Rapid synthesis of chitin-based porous carbons with high yield, high nitrogen retention, and low cost for high-rate supercapacitors

It is a great challenge to simultaneously achieve high yield, high nitrogen retention, and low cost for chitin-based porous carbons (PCs) while obtaining highly porous structure. Herein, copper (II) chloride dihydrate (CuCl2 2H(2)O) is innovatively used as the microwave absorber and also porogen for direct synthesis of PCs from chitin via microwave heating. A very short duration of 10 minutes is achieved for this synthesis, because microwave irradiation renders a rapid heating rate of 126 degrees C min(-1) during the initial 5 minutes. In addition, the melted CuCl2 wraps the chitin to preserve its overall structure during synthesis, thus obtaining a yield as high as 36% and a nitrogen retention up to 5.2%. Furthermore, a low temperature of about 600 degrees C that triggers the redox reactions of CuCl2 into Cu to achieve well-developed porous structure (specific surface area up to 1535 m(2) g(-1)) is observed, suggesting a merit of low cost for this synthesis.
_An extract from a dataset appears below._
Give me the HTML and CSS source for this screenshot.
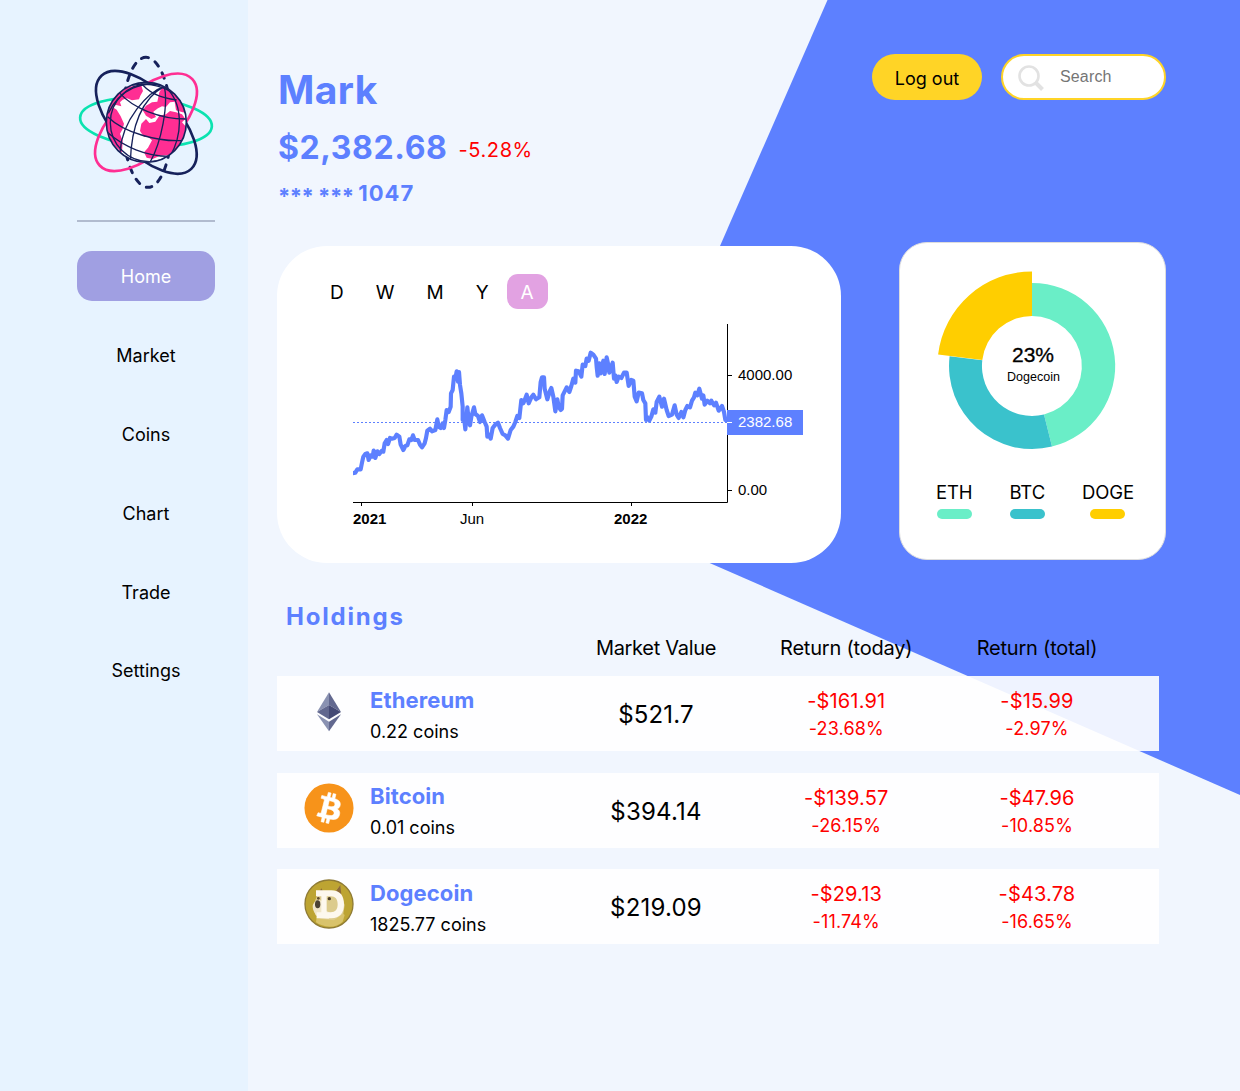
FILE: index.html
```html
<!DOCTYPE html>
<html lang="en">
<head>
<meta charset="utf-8">
<title>Portfolio</title>
<link rel="stylesheet" href="styles.css">
</head>
<body>
<div class="backdrop"></div>
<div class="app">
  <aside class="sidebar">
    <svg class="logo" viewBox="0 0 450 450" fill="none">
      <defs><clipPath id="globe"><circle cx="229" cy="232" r="119"/></clipPath></defs>
      <ellipse cx="228" cy="231" rx="198" ry="72" transform="rotate(4 228 231)" stroke="#0be3b0" stroke-width="8"/>
      <ellipse cx="231" cy="232" rx="195" ry="73" transform="rotate(-91 231 232)" stroke="#16215b" stroke-width="9" stroke-linecap="round" stroke-dasharray="17 23" stroke-dashoffset="9"/>
      <ellipse cx="228" cy="232" rx="190" ry="92" transform="rotate(-43 228 232)" stroke="#ff2e93" stroke-width="8"/>
      <ellipse cx="229" cy="232" rx="194" ry="94" transform="rotate(46 229 232)" stroke="#16215b" stroke-width="8"/>
      <circle cx="229" cy="232" r="121" fill="#fff"/>
      <g clip-path="url(#globe)">
        <path fill="#ff2e93" d="M110 190C130 145 170 118 214 122L219 138 211 152 207 163 186 166 171 160 158 164 150 172 154 184 139 180 128 183 118 196ZM108 188 124 184 140 194 152 214 162 236 158 252 150 266 158 288 156 322C118 296 98 240 108 188ZM268 142 286 112 340 150 352 204 338 202 318 196 314 170 300 172 288 186 276 184 264 190 250 200 258 216 244 222 228 212 218 196 228 182 246 172 262 170ZM214 236 228 222 238 234 256 230 268 212 288 208 300 198 318 202 336 208 346 222 336 232 352 250 346 284 316 314 300 330 270 332 248 342 230 338 222 322 234 308 246 286 234 276 222 276 210 258Z"/>
        <g stroke="#16215b" stroke-width="4">
          <path d="M283 124C215 160 184 245 181 350M283 124C235 140 155 225 150 322M283 124C295 180 275 290 240 352M283 124C340 170 340 265 300 335M283 124C220 105 150 130 115 205M283 124C345 145 360 220 345 275"/>
          <path d="M212 112C232 140 265 158 320 165M150 145C190 190 270 222 350 222M113 215C160 262 265 293 346 286M112 262C160 305 230 335 300 334M180 122C220 112 270 118 310 145"/>
          <circle cx="238" cy="233" r="117"/>
        </g>
      </g>
      <circle cx="229" cy="232" r="120" stroke="#16215b" stroke-width="5"/>
    </svg>
    <hr class="rule">
    <nav class="nav">
      <a class="nav-item active">Home</a>
      <a class="nav-item">Market</a>
      <a class="nav-item">Coins</a>
      <a class="nav-item">Chart</a>
      <a class="nav-item">Trade</a>
      <a class="nav-item">Settings</a>
    </nav>
  </aside>

  <main class="main">
    <header class="header">
      <div class="account">
        <h1 class="name">Mark</h1>
        <div class="balance"><span class="amount">$2,382.68</span><span class="change">-5.28%</span></div>
        <div class="number"><span class="mask">*** *** </span>1047</div>
      </div>
      <div class="actions">
        <button class="logout">Log out</button>
        <div class="search">
          <svg width="27" height="27" viewBox="0 0 27 27" fill="none" stroke="#e2e2e2"><circle cx="11" cy="12" r="9.5" stroke-width="2.6"/><path d="M17.500 18.500 24.500 25.500" stroke-width="4"/></svg>
          <span class="placeholder">Search</span>
        </div>
      </div>
    </header>

    <section class="cards">
      <div class="chart-card">
        <div class="tabs">
          <span class="tab">D</span><span class="tab">W</span><span class="tab">M</span><span class="tab">Y</span><span class="tab selected">A</span>
        </div>
        <svg class="chart" width="480" height="230" viewBox="0 0 480 230">
          <path d="M13 112.500H387" stroke="#5d80ff" stroke-dasharray="2 2"/>
          <path d="M13 192.500H387.500V14M21.500 192V196M132.500 192V196M291.500 192V196M387 65.500H392M387 180.500H392" fill="none" stroke="#000"/>
          <svg x="13" y="0" width="374" height="200" viewBox="39 0 1122 600">
            <path fill="none" stroke="#5d80ff" stroke-width="12.500" stroke-linejoin="round" d="M36 490 46 488 52 478 62 478 66 458 70 440 76 432 82 430 86 450 92 436 98 440 101 422 106 444 112 424 118 432 126 422 130 425 134 400 140 390 144 402 150 384 156 386 164 384 170 374 178 380 182 404 190 420 196 408 202 406 208 388 214 390 219 376 224 390 234 390 240 404 246 412 254 400 258 384 262 362 270 356 276 364 286 360 292 328 296 350 302 354 308 340 312 354 316 330 320 300 326 306 332 290 333 250 338 240 342 200 346 206 350 184 354 215 357 186 360 225 364 250 368 290 368 330 372 320 376 358 382 292 386 330 390 346 394 320 402 292 406 312 414 318 420 336 426 316 434 336 440 350 442 380 447 374 452 386 458 354 466 344 474 338 480 354 488 372 496 376 504 386 512 360 520 350 526 336 532 318 538 324 544 270 550 280 554 270 560 254 566 280 574 262 580 254 588 268 598 262 602 216 606 202 612 202 614 236 622 268 630 242 634 234 640 260 646 304 652 268 656 290 662 300 666 296 668 256 674 244 680 232 688 246 694 228 700 206 706 218 708 182 716 184 724 200 728 164 736 168 740 146 746 152 752 128 760 134 768 146 770 170 773 197 778 160 782 190 786 170 790 152 794 192 800 142 804 160 808 188 818 158 822 206 826 196 830 216 836 200 844 204 852 188 860 188 866 228 874 210 880 212 884 260 890 274 896 248 906 250 910 270 916 280 918 330 923 322 928 332 934 320 940 298 946 308 950 276 958 260 966 290 972 266 980 300 986 318 996 314 1004 286 1010 314 1016 324 1024 306 1030 322 1036 300 1042 288 1050 292 1056 272 1062 262 1066 248 1072 256 1078 236 1086 266 1090 256 1094 284 1102 272 1110 280 1114 272 1122 286 1128 278 1136 302 1146 288 1152 306 1156 330 1170 334"/>
          </svg>
          <path d="M387 100H463V125H387Z" fill="#5d80ff"/>
          <path d="M387 112.500H392" stroke="#fff"/>
          <g class="tick">
            <text x="398" y="70">4000.00</text>
            <text x="398" y="185">0.00</text>
            <text x="398" y="117" fill="#fff">2382.68</text>
            <text x="132" y="214" text-anchor="middle">Jun</text>
            <text class="year" x="13" y="214">2021</text>
            <text class="year" x="274" y="214">2022</text>
          </g>
        </svg>
      </div>

      <div class="mix-card">
        <svg class="donut" width="190" height="190" viewBox="-95 -95 190 190">
          <path fill="#6aeec7" d="M0-83A83 83 0 0 1 20 80.600L12 48.500A50 50 0 0 0 0-50Z"/>
          <path fill="#3ac2cc" d="M20 80.600A83 83 0 0 1-82.400-9.700L-49.700-5.800A50 50 0 0 0 12 48.500Z"/>
          <path fill="#ffce00" d="M-93.900-11.500A94.600 94.600 0 0 1 0-94.600V-50A50 50 0 0 0-49.700-6Z"/>
          <text class="share" x="1" y="-4" text-anchor="middle">23%</text>
          <text class="coin" x="1.500" y="15" text-anchor="middle">Dogecoin</text>
        </svg>
        <div class="legend">
          <div class="key eth">ETH</div>
          <div class="key btc">BTC</div>
          <div class="key doge">DOGE</div>
        </div>
      </div>
    </section>

    <section class="holdings">
      <h2 class="title">Holdings</h2>
      <div class="columns">
        <span class="heading mv">Market Value</span><span class="heading">Return (today)</span><span class="heading">Return (total)</span>
      </div>
      <div class="row">
        <svg class="icon" viewBox="0 0 150 150"><path fill="#8a92b2" d="M75 19 39 78 75 57Z"/><path fill="#62688f" d="M75 19 111 78 75 57Z"/><path fill="#62688f" d="M75 57 39 78 75 100Z"/><path fill="#454a75" d="M75 57 111 78 75 100Z"/><path fill="#8a92b2" d="M39 85 75 107V136Z"/><path fill="#62688f" d="M111 85 75 107V136Z"/></svg>
        <div class="coin-info"><div class="coin-name">Ethereum</div><div class="qty">0.22 coins</div></div>
        <div class="value">$521.7</div>
        <div class="return"><div class="money">-$161.91</div><div class="pct">-23.68%</div></div>
        <div class="return"><div class="money">-$15.99</div><div class="pct">-2.97%</div></div>
      </div>
      <div class="row">
        <svg class="icon" viewBox="0 0 32 32"><circle cx="16" cy="16" r="15.700" fill="#f7931a"/><path fill="#fff" stroke="#fff" stroke-width=".4" d="M23.189 14.02c.314-2.096-1.283-3.223-3.465-3.975l.708-2.84-1.728-.43-.69 2.765c-.454-.114-.92-.22-1.385-.326l.695-2.783L15.596 6l-.708 2.839c-.376-.086-.746-.17-1.104-.26l.002-.009-2.384-.595-.46 1.846s1.283.294 1.256.312c.7.175.826.638.805 1.006l-.806 3.235c.048.012.11.03.18.057l-.183-.045-1.13 4.532c-.086.212-.303.531-.793.41.018.025-1.256-.313-1.256-.313l-.858 1.978 2.25.561c.418.105.828.215 1.231.318l-.715 2.872 1.727.43.708-2.84c.472.127.93.245 1.378.357l-.706 2.828 1.728.43.715-2.866c2.948.558 5.164.333 6.097-2.333.752-2.146-.037-3.385-1.588-4.192 1.130-.26 1.980-1.003 2.207-2.538zm-3.950 5.538c-.533 2.147-4.148.986-5.320.695l.950-3.805c1.172.293 4.929.872 4.370 3.110zm.535-5.569c-.487 1.953-3.495.96-4.470.717l.860-3.450c.975.243 4.118.696 3.610 2.733z"/></svg>
        <div class="coin-info"><div class="coin-name">Bitcoin</div><div class="qty">0.01 coins</div></div>
        <div class="value">$394.14</div>
        <div class="return"><div class="money">-$139.57</div><div class="pct">-26.15%</div></div>
        <div class="return"><div class="money">-$47.96</div><div class="pct">-10.85%</div></div>
      </div>
      <div class="row">
        <svg class="icon" viewBox="0 0 150 150"><circle cx="75" cy="75" r="72" fill="#bda432" stroke="#8f7b35" stroke-width="4"/><path fill="#d9c36b" d="M38 112C55 100 110 92 122 108L116 128C95 150 55 145 36 130Z"/><path fill="#dccb8c" d="M28 78 40 48 50 32 60 42 92 40 108 20 112 48 122 78 118 104 90 124 50 120 34 108Z"/><path fill="#8d6a36" d="M46 38 52 28 60 42 46 50ZM94 38 109 18 112 46Z"/><path fill="#f0e6c8" d="M26 80C30 66 44 58 54 66L60 92 84 104 74 120 44 116C34 106 26 96 26 80Z"/><path fill="#fdf8ee" fill-rule="evenodd" d="M36 34H82C108 34 120 50 120 76S108 118 82 118H38V100H52V52H36ZM68 52V100H80C94 100 101 92 101 76S94 52 80 52Z"/><ellipse cx="41" cy="76" rx="8" ry="12" fill="#4b4234"/><circle cx="43" cy="58" r="4" fill="#5f4a2d"/><circle cx="76" cy="59" r="5" fill="#4b3d28"/></svg>
        <div class="coin-info"><div class="coin-name">Dogecoin</div><div class="qty">1825.77 coins</div></div>
        <div class="value">$219.09</div>
        <div class="return"><div class="money">-$29.13</div><div class="pct">-11.74%</div></div>
        <div class="return"><div class="money">-$43.78</div><div class="pct">-16.65%</div></div>
      </div>
    </section>
  </main>
</div>
</body>
</html>
```
FILE: styles.css
```css
* { box-sizing: border-box; }
body { margin: 0; background: #f1f6fe; color: #000; font-family: Inter, "Liberation Sans", sans-serif; }
h1, h2 { margin: 0; }
.backdrop { position: absolute; inset: 0; z-index: -1; height: 1091px; background: #5d80ff; clip-path: polygon(827.5px 0, 602px 516px, 1240px 795px, 1240px 0); }
.app { display: grid; grid-template-columns: 248px 1fr; height: 1091px; }

.sidebar { background: #e7f3ff; padding: 45px 33px 0 77px; }
.logo { display: block; width: 150px; height: 150px; margin-left: -7px; }
.rule { margin: 25px 0 29px; border: 0; height: 2px; background: #b1bbcf; }
.nav { display: flex; flex-direction: column; gap: 28.9px; }
.nav-item { height: 50px; line-height: 51px; border-radius: 15px; text-align: center; font-size: 18px; }
.active { background: #a09fe2; color: #fff; }

.main { padding: 54px 74px 0 29px; }
.header { display: flex; justify-content: space-between; height: 188px; }
.account { padding: 12px 0 0 1px; color: #5d80ff; font-weight: 700; }
.name { font-size: 39px; line-height: 48px; letter-spacing: .4px; }
.balance { display: flex; gap: 11px; margin-top: 12px; line-height: 44px; }
.amount { font-size: 32px; letter-spacing: .6px; }
.change { font-size: 20px; line-height: 48px; font-weight: 400; color: #f00; letter-spacing: .6px; }
.number { margin-top: 4px; font-size: 22px; line-height: 30px; letter-spacing: 1px; }
.mask { letter-spacing: -.5px; white-space: pre; vertical-align: -3px; }
.actions { display: flex; gap: 19px; }
.logout { width: 110px; height: 46px; border: 0; border-radius: 23px; padding: 3px 0 0; background: #ffd426; color: #000; font: 400 18px Inter, sans-serif; }
.search { display: flex; align-items: center; gap: 15px; width: 165px; height: 46px; padding-left: 15px; border: 2px solid #ffd426; border-radius: 23px; background: #fff; }
.placeholder { font: 16px "Liberation Sans", sans-serif; letter-spacing: .15px; color: #757575; }

.cards { display: flex; justify-content: space-between; align-items: flex-start; height: 358px; }
.chart-card { width: 564px; height: 317px; margin-top: 4px; padding-top: 28px; border-radius: 50px; background: #fff; }
.tabs { display: flex; gap: 4px; padding-left: 39px; }
.tab { padding: 0 14px; height: 35px; line-height: 37px; border-radius: 11px; font-size: 19px; }
.selected { background: #e2a2e2; color: #fff; }
.chart { display: block; margin: 1px 0 0 63px; }
.tick { font: 15px "Liberation Sans", sans-serif; }
.year { font-weight: 700; }

.mix-card { width: 267px; height: 318px; padding: 28px 31px 0 36px; border: 1px solid #ddd; border-radius: 28px; background: #fff; }
.donut { display: block; margin-left: 1px; }
.share { font: 21px "Liberation Sans", sans-serif; stroke: #000; stroke-width: .3px; }
.coin { font: 12.5px "Liberation Sans", sans-serif; }
.legend { display: flex; justify-content: space-between; margin-top: 19px; }
.key { display: flex; flex-direction: column; align-items: center; gap: 5px; font-size: 18.5px; line-height: 24px; letter-spacing: -.1px; }
.key::after { content: ""; width: 35px; height: 10px; border-radius: 5px; background: currentColor; }
.eth::after { background: #6aeec7; }
.btc::after { background: #3ac2cc; }
.doge::after { background: #ffce00; }

.title { padding-left: 9px; color: #5d80ff; font-size: 24px; line-height: 34px; letter-spacing: 1.8px; }
.columns, .row { display: grid; grid-template-columns: 28px 65px 191px 190px 190.5px 191px; width: 882px; }
.columns { margin: 0 0 14px; line-height: 28px; }
.heading { font-size: 20px; text-align: center; letter-spacing: -.2px; }
.mv { letter-spacing: -.3px; grid-column: 4; }
.row { height: 75px; margin-bottom: 21.5px; background: rgba(255, 255, 255, .9); }
.icon { grid-column: 2; width: 50px; height: 50px; margin: 10px 0 0 -1px; }
.coin-name { margin-top: 9.5px; color: #5d80ff; font-size: 22px; line-height: 28px; font-weight: 700; letter-spacing: .1px; }
.qty { margin-top: 6px; font-size: 18px; line-height: 24px; }
.value { font-size: 24px; line-height: 78px; text-align: center; letter-spacing: .2px; }
.return { color: #f00; text-align: center; letter-spacing: .15px; }
.money { margin-top: 11px; font-size: 20px; line-height: 28px; }
.pct { font-size: 18px; line-height: 27px; }
```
The PC-based electrode exhibits not only a high specific capacitance of 227 F g(-1) at 0.5 A g(-1) in 6 mol L-1 KOH electrolyte but also a good rate capability with a high capacitance retention of 67.7% even at an ultra-high current density of 50 A g(-1). Owing to these promising capacitive performances of PCs, the fabricated supercapacitor can remain 70.1% of the energy density when the power density was dramatically increased by 20 times.